↓↓↓

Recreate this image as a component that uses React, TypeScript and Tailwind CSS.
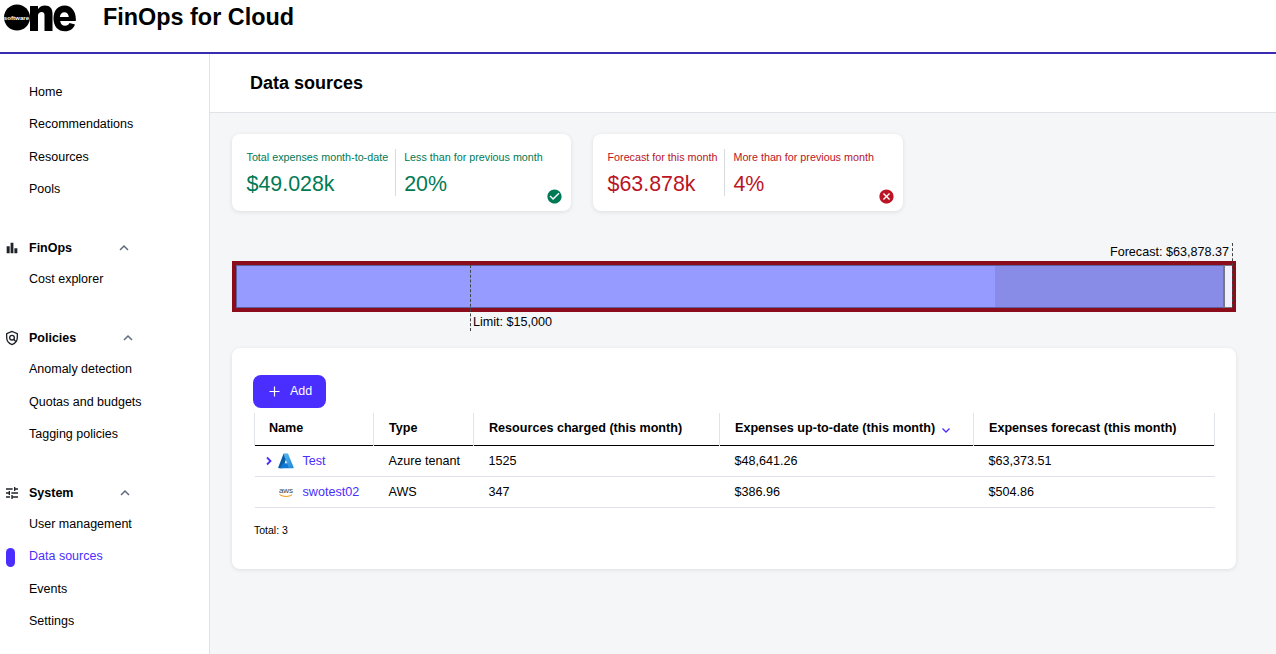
const navGroups = [
  { title: "", items: ["Home", "Recommendations", "Resources", "Pools"] },
  { title: "FinOps", icon: "bars", chevronLeft: 118, items: ["Cost explorer"] },
  { title: "Policies", icon: "shield", chevronLeft: 122, items: ["Anomaly detection", "Quotas and budgets", "Tagging policies"] },
  { title: "System", icon: "tune", chevronLeft: 119, items: ["User management", "Data sources", "Events", "Settings"] },
];

function Logo() {
  return (
    <svg width="76" height="32" viewBox="0 0 76 32" className="shrink-0">
      <circle cx="17" cy="16.5" r="13" fill="#000" />
      <text x="16.500" y="18.500" textAnchor="middle" fontSize="6.200" fontWeight="700" fill="#fff" fontFamily="Liberation Sans">
        software
      </text>
      <path d="M30 30V5h8v3c2-2.500 4-3.500 7-3.500 5 0 7.500 3 7.500 8V30h-8V14c0-2-1-3-2.800-3-2 0-3.700 1.300-3.700 3.500V30z" fill="#000" />
      <path d="M64.500 4.500c-6.500 0-11 5-11 13s4.500 12.800 11.500 12.800c5 0 8.500-2.500 10-6.800l-5.500-1.500c-.8 1.800-2.300 2.800-4.400 2.800-2.800 0-4.600-1.800-4.900-4.800H75.800c.6-9-3.800-15.500-11.300-15.500zm-4.700 11.500c.4-2.800 2.200-4.700 4.600-4.700s4.200 1.900 4.400 4.700z" fill="#000" />
    </svg>
  );
}

function GroupIcon({ name }: { name: string }) {
  if (name === "bars") {
    return (
      <svg width="16" height="16" viewBox="0 0 24 24" fill="#1f2328">
        <path d="M4 9.200h4.500V20H4zM9.900 4h4.200v16H9.900zM15.600 12.500H20V20h-4.400z" />
      </svg>
    );
  }
  if (name === "shield") {
    return (
      <svg width="16" height="16" viewBox="0 0 24 24" fill="none" stroke="#1f2328" strokeWidth="2">
        <path d="M12 2.100 4 5.600V11c0 4.800 3.300 9.300 8 10.900 4.700-1.600 8-6.100 8-10.900V5.600z" />
        <circle cx="12" cy="11.500" r="3.500" />
        <path d="m14.500 14 3.500 3.500" />
      </svg>
    );
  }
  return (
    <svg width="16" height="16" viewBox="0 0 24 24" fill="#1f2328">
      <path d="M3 17v2h6v-2H3zM3 5v2h10V5H3zm10 16v-2h8v-2h-8v-2h-2v6h2zM7 9v2H3v2h4v2h2V9H7zm14 4v-2H11v2h10zm-6-4h2V7h4V5h-4V3h-2v6z" />
    </svg>
  );
}

function Sidebar() {
  return (
    <aside className="w-[210px] shrink-0 border-r border-[#dfe3e8] bg-white pt-[22.250px]">
      {navGroups.map((group) => (
        <div key={group.items[0]} className="mb-[27.750px]">
          {group.title && (
            <div className="relative flex h-[30px] items-center pl-[29px] text-[12.500px] font-bold text-black">
              <span className="absolute left-[4px] top-[7px]">
                <GroupIcon name={group.icon as string} />
              </span>
              {group.title}
              <svg
                width="12"
                height="12"
                viewBox="0 0 12 12"
                fill="none"
                stroke="#5f6b7c"
                strokeWidth="1.500"
                className="absolute top-[9px]"
                style={{ left: group.chevronLeft }}
              >
                <path d="m2 8 4-4 4 4" />
              </svg>
            </div>
          )}
          {group.items.map((item) => {
            const active = item === "Data sources";
            return (
              <div
                key={item}
                className={`relative flex h-[32.350px] items-center pl-[29px] text-[12.500px] ${active ? "text-[#4a2dff]" : "text-black"}`}
              >
                {active && <span className="absolute left-[6px] top-[7px] h-[19px] w-[9px] rounded-full bg-[#4a2dff]" />}
                {item}
              </div>
            );
          })}
        </div>
      ))}
    </aside>
  );
}

function SummaryCard({
  tone,
  label,
  value,
  compareLabel,
  compareValue,
  width,
}: {
  tone: "good" | "bad";
  label: string;
  value: string;
  compareLabel: string;
  compareValue: string;
  width: string;
}) {
  const color = tone === "good" ? "text-[#007a55]" : "text-[#bb1425]";
  return (
    <div className={`relative flex h-[77px] rounded-lg bg-white py-[15px] pl-[14.500px] shadow-[0_1px_4px_rgba(0,0,0,0.1)] ${width} ${color}`}>
      <div className="border-r border-[#d9dcdf] pr-[7px]">
        <div className="text-[10.750px] leading-[16px]">{label}</div>
        <div className="mt-[6px] text-[21.400px] leading-[26px]">{value}</div>
      </div>
      <div className="pl-[8px]">
        <div className="text-[10.750px] leading-[16px]">{compareLabel}</div>
        <div className="mt-[6px] text-[21.400px] leading-[26px]">{compareValue}</div>
      </div>
      <svg width="17" height="17" viewBox="0 0 24 24" fill="currentColor" className="absolute bottom-[6.500px] right-[8.500px]">
        {tone === "good" ? (
          <path d="M12 2C6.480 2 2 6.480 2 12s4.480 10 10 10 10-4.480 10-10S17.520 2 12 2zm-2 15-5-5 1.410-1.410L10 14.170l7.590-7.590L19 8l-9 9z" />
        ) : (
          <path d="M12 2C6.470 2 2 6.470 2 12s4.470 10 10 10 10-4.470 10-10S17.530 2 12 2zm5 13.590L15.590 17 12 13.410 8.410 17 7 15.590 10.590 12 7 8.410 8.410 7 12 10.590 15.590 7 17 8.410 13.410 12 17 15.590z" />
        )}
      </svg>
    </div>
  );
}

function ExpensesBar() {
  return (
    <div className="relative mt-[32px] pt-[18px]">
      <div className="flex h-[51px] border-[4px] border-[#8b0d1c]">
        <div className="w-[759px] border-y border-l border-[#5d5f9e] bg-[#969bff]" />
        <div className="w-[228px] border-y border-[#5d5f9e] bg-[#888ce6]" />
        <div className="w-[9px] border-y border-l-2 border-[#77787f] bg-[#eef0ff]" />
      </div>
      <div className="absolute left-[238px] top-[22px] h-[66px] border-l border-dashed border-[#444]" />
      <div className="absolute left-[241px] top-[71px] text-[12.600px] leading-[16px] text-black">Limit: $15,000</div>
      <div className="absolute left-[1000px] top-0 h-[64px] border-l border-dashed border-[#444]" />
      <div className="absolute right-[7px] top-[1px] text-[12.600px] leading-[16px] text-black">Forecast: $63,878.37</div>
    </div>
  );
}

function AzureIcon() {
  return (
    <svg width="16" height="16" viewBox="0 0 16 16">
      <defs>
        <linearGradient id="az" x1="0" y1="0" x2="1" y2="1">
          <stop offset="0" stopColor="#5ab8f0" />
          <stop offset="1" stopColor="#1f86d6" />
        </linearGradient>
      </defs>
      <path d="M5.500.8h4.300L5.300 14.600a.8.800 0 0 1-.8.600H1a.7.700 0 0 1-.7-1z" fill="#0a5ea8" />
      <path d="M11.800 10.200H5l-2.900 5h9.200z" fill="#0f78d4" />
      <path d="M5.500.8h4.600l5.500 13.400a.7.700 0 0 1-.7 1h-4L5.500.8z" fill="url(#az)" />
    </svg>
  );
}

function AwsIcon() {
  return (
    <svg width="16" height="16" viewBox="0 0 16 16">
      <text x="8" y="8.500" textAnchor="middle" fontSize="8" fill="#444" fontFamily="Liberation Sans">
        aws
      </text>
      <path d="M1.500 10.500c3.800 2.500 9 2.500 12.500.3" fill="none" stroke="#f29100" strokeWidth="1" />
    </svg>
  );
}

const rows = [
  { name: "Test", type: "Azure tenant", resources: "1525", spent: "$48,641.26", forecast: "$63,373.51", expandable: true },
  { name: "swotest02", type: "AWS", resources: "347", spent: "$386.96", forecast: "$504.86", expandable: false },
];

const headerCell = "border-r border-[#e0e3e7] px-[15px] text-left font-bold";
const bodyCell = "px-[15px] pb-0 pt-[2px]";

function DataSourcesCard() {
  return (
    <div className="mt-[36px] h-[221px] rounded-lg bg-white pl-[21px] pr-[21px] pt-[27px] shadow-[0_1px_4px_rgba(0,0,0,0.1)]">
      <button className="flex h-[33px] w-[73px] items-center rounded-lg bg-[#4a2dff] pl-[16px] text-[12.500px] text-white">
        <svg width="11" height="11" viewBox="0 0 11 11" stroke="#fff" strokeWidth="1.200" className="mr-[10px]">
          <path d="M5.500.5v10M.5 5.500h10" />
        </svg>
        Add
      </button>
      <table className="ml-[1px] mt-[5px] w-[960px] table-fixed border-collapse whitespace-nowrap text-[12.600px] text-black">
        <colgroup>
          <col className="w-[119px]" />
          <col className="w-[100px]" />
          <col className="w-[246px]" />
          <col className="w-[254px]" />
          <col className="w-[241px]" />
        </colgroup>
        <thead>
          <tr className="h-[32px] border-b border-black">
            <th className={`${headerCell} border-l !pl-[14px]`}>Name</th>
            <th className={headerCell}>Type</th>
            <th className={headerCell}>Resources charged (this month)</th>
            <th className={headerCell}>
              <span className="flex items-center">
                Expenses up-to-date (this month)
                <svg width="10" height="10" viewBox="0 0 10 10" fill="none" stroke="#4a2dff" strokeWidth="1.300" className="ml-[6px] mt-[2px]">
                  <path d="m1.500 3.500 3.500 3.500 3.500-3.500" />
                </svg>
              </span>
            </th>
            <th className={headerCell}>Expenses forecast (this month)</th>
          </tr>
        </thead>
        <tbody>
          {rows.map((row) => (
            <tr key={row.name} className="h-[31px] border-b border-[#e0e3e7]">
              <td className="px-0 pb-0 pt-[2px]">
                <span className="flex items-center">
                  <span className="flex w-[23px] justify-end pr-[4px]">
                    {row.expandable && (
                      <svg width="10" height="10" viewBox="0 0 10 10" fill="none" stroke="#4a2dff" strokeWidth="1.800">
                        <path d="m3 1.500 3.500 3.500L3 8.500" />
                      </svg>
                    )}
                  </span>
                  {row.expandable ? <AzureIcon /> : <AwsIcon />}
                  <span className="ml-[9px] text-[#4a2dff]">{row.name}</span>
                </span>
              </td>
              <td className={bodyCell}>{row.type}</td>
              <td className={bodyCell}>{row.resources}</td>
              <td className={bodyCell}>{row.spent}</td>
              <td className={bodyCell}>{row.forecast}</td>
            </tr>
          ))}
        </tbody>
      </table>
      <div className="ml-[1px] mt-[14px] text-[10.500px] leading-[16px] text-black">Total: 3</div>
    </div>
  );
}

export default function App() {
  return (
    <div className="flex h-[654px] flex-col overflow-hidden bg-white font-['Liberation_Sans',Arial,sans-serif]">
      <header className="flex h-[54px] shrink-0 border-b-2 border-[#3a2bb5] pt-[1px]">
        <Logo />
        <h1 className="ml-[27px] text-[23.400px] font-bold leading-[32px] text-black">FinOps for Cloud</h1>
      </header>
      <div className="flex min-h-0 flex-1">
        <Sidebar />
        <main className="min-w-0 flex-1 bg-[#f5f6f8]">
          <div className="flex h-[59px] items-center border-b border-[#e0e3e7] bg-white pl-[40px]">
            <h2 className="text-[18px] font-bold text-black">Data sources</h2>
          </div>
          <div className="pl-[22px] pr-[40px] pt-[21px]">
            <div className="flex gap-[22px]">
              <SummaryCard
                tone="good"
                width="w-[339px]"
                label="Total expenses month-to-date"
                value="$49.028k"
                compareLabel="Less than for previous month"
                compareValue="20%"
              />
              <SummaryCard
                tone="bad"
                width="w-[310px]"
                label="Forecast for this month"
                value="$63.878k"
                compareLabel="More than for previous month"
                compareValue="4%"
              />
            </div>
            <ExpensesBar />
            <DataSourcesCard />
          </div>
        </main>
      </div>
    </div>
  );
}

↑↑↑

WRITTEN INSTRUCTION: Copy out every line from the material above in which the word "this" appears.

COMPLETED TASK:
Recreate this image as a component that uses React, TypeScript and Tailwind CSS.
            <th className={headerCell}>Resources charged (this month)</th>
                Expenses up-to-date (this month)
            <th className={headerCell}>Expenses forecast (this month)</th>
                label="Forecast for this month"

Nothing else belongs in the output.